This should be a useful lookup tool for anyone wanting to go ahead and manually tag their genres. I may go ahead and adopt this method of genre tagging, but I think it would take me longer than the hour suggested for 20,000 tracks. I just need to sum up the courage.

I would also like to credit the commenters (Lucas, amazon_blonde and Nick) for this post of mine on organising your iTunes library. There are some useful insights and another list of genres from Lucas that may suit you better if you are going the manual route.


As I think I have shown, there are no bulletproof ways to automatically tag your genres consistently. At least not yet.

Also, genres are a very personal thing - one person's 'Prog Rock' is another person's 'Cheesy Listening'. Hence it may be best to just take the plunge and manually tag them with something bespoke that simply works for you. The problem is that this takes time; and time is a resource many of us are not blessed with.

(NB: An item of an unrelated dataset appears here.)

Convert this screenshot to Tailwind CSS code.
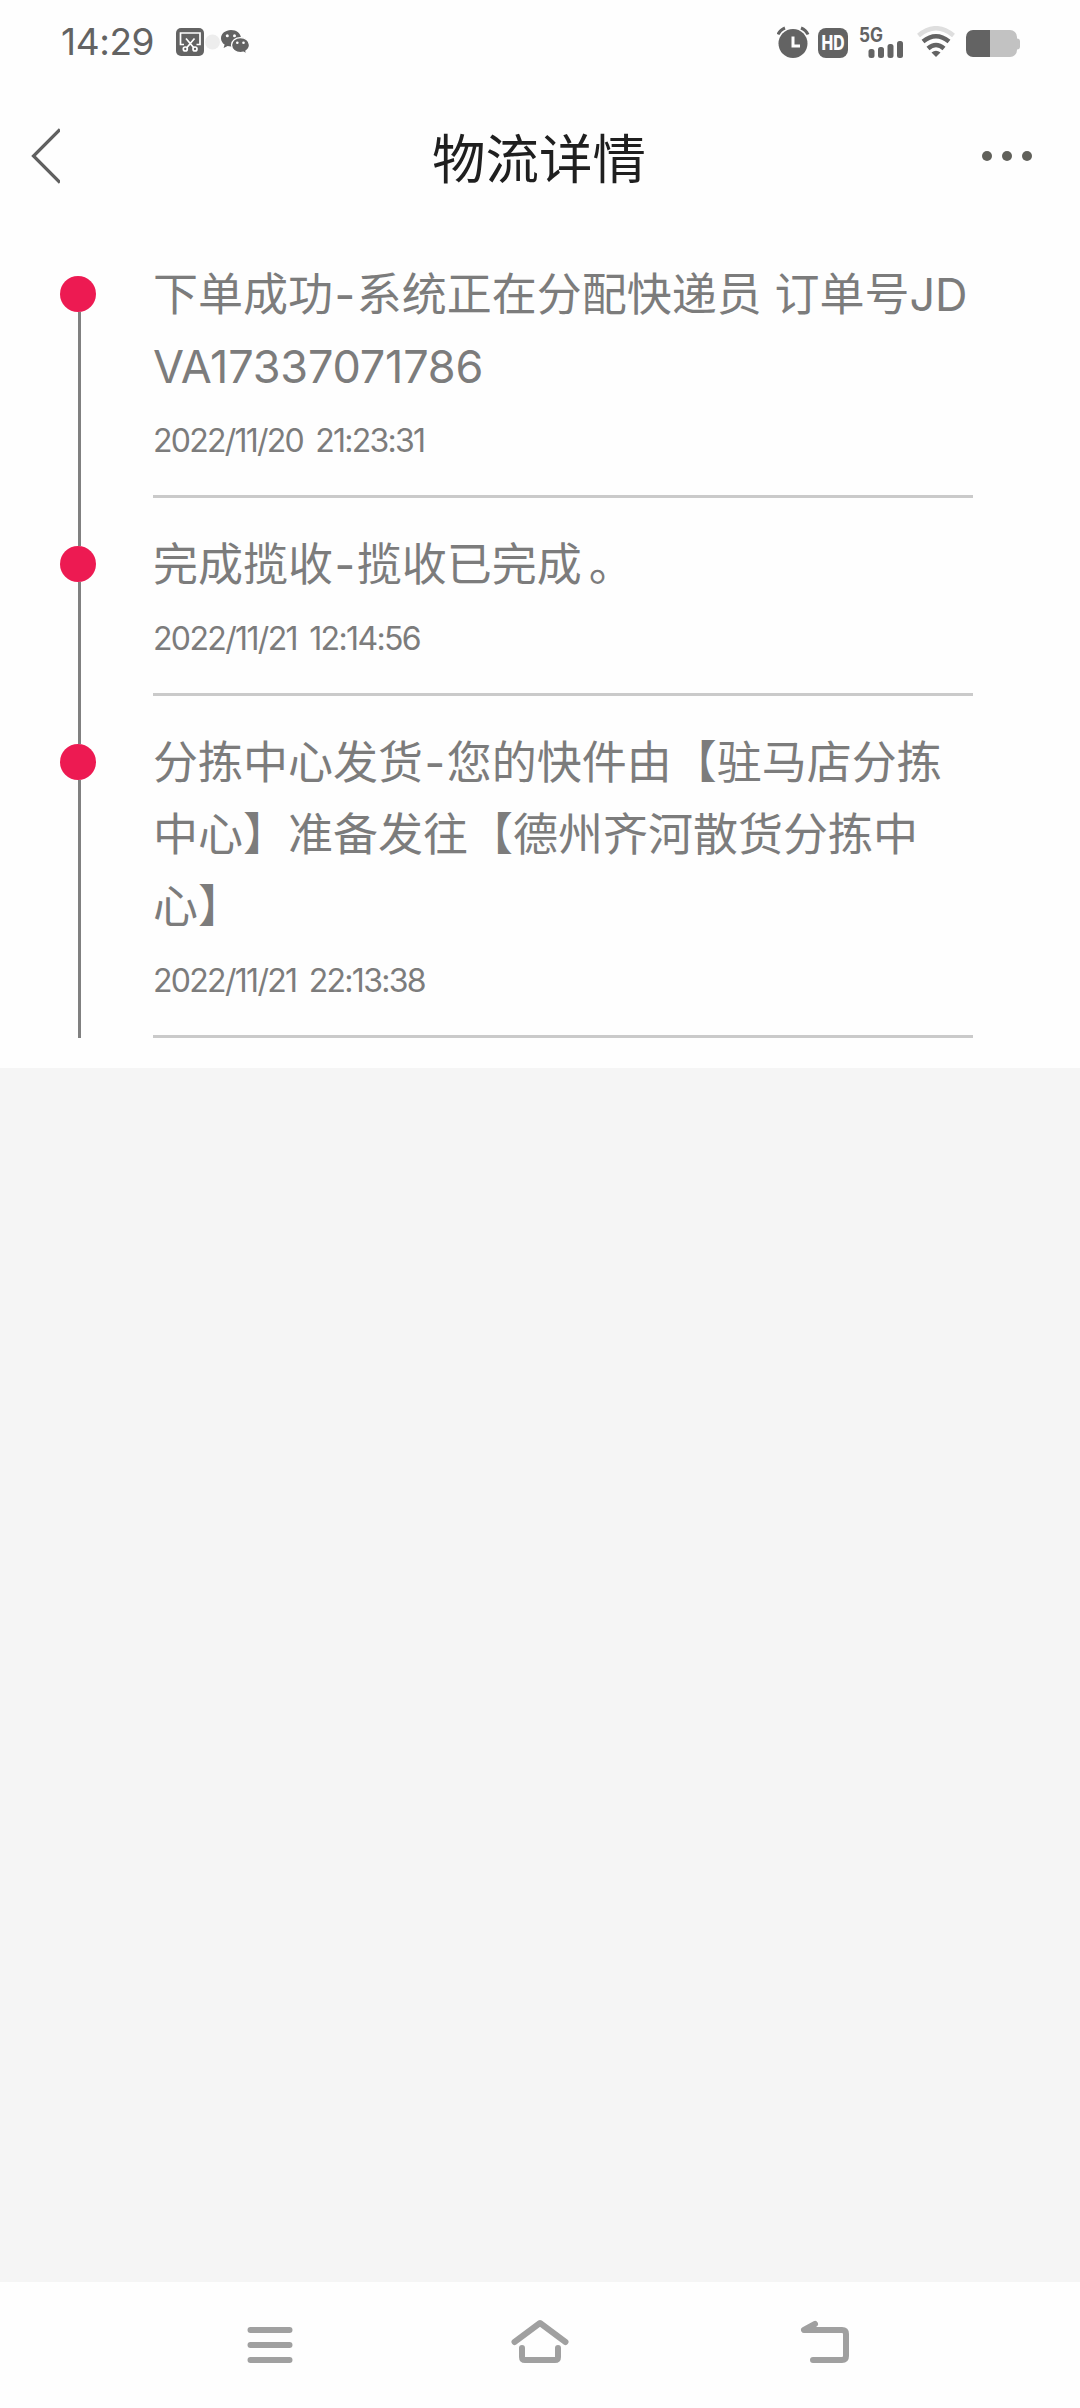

Another point to consider is how much detail do you put into it? Or, to coin a phrase, what is your 'depth of genre'? Is it best to have 25 basic all-encompassing genres, or to go to town like the Allmusic system and have a genre broken down into multiple styles and moods?

You can also argue over whether individual tracks should have different genres, or if genres should be grouped by album or artist. I think that single track genres would be best if you are going the detailed route, but artist grouped genres would be superior for a 25 genre system.

Lastly, one might put it out there that genre tagging is a complete waste of time and will only bring me closer to my own 'Stairway to Heaven'.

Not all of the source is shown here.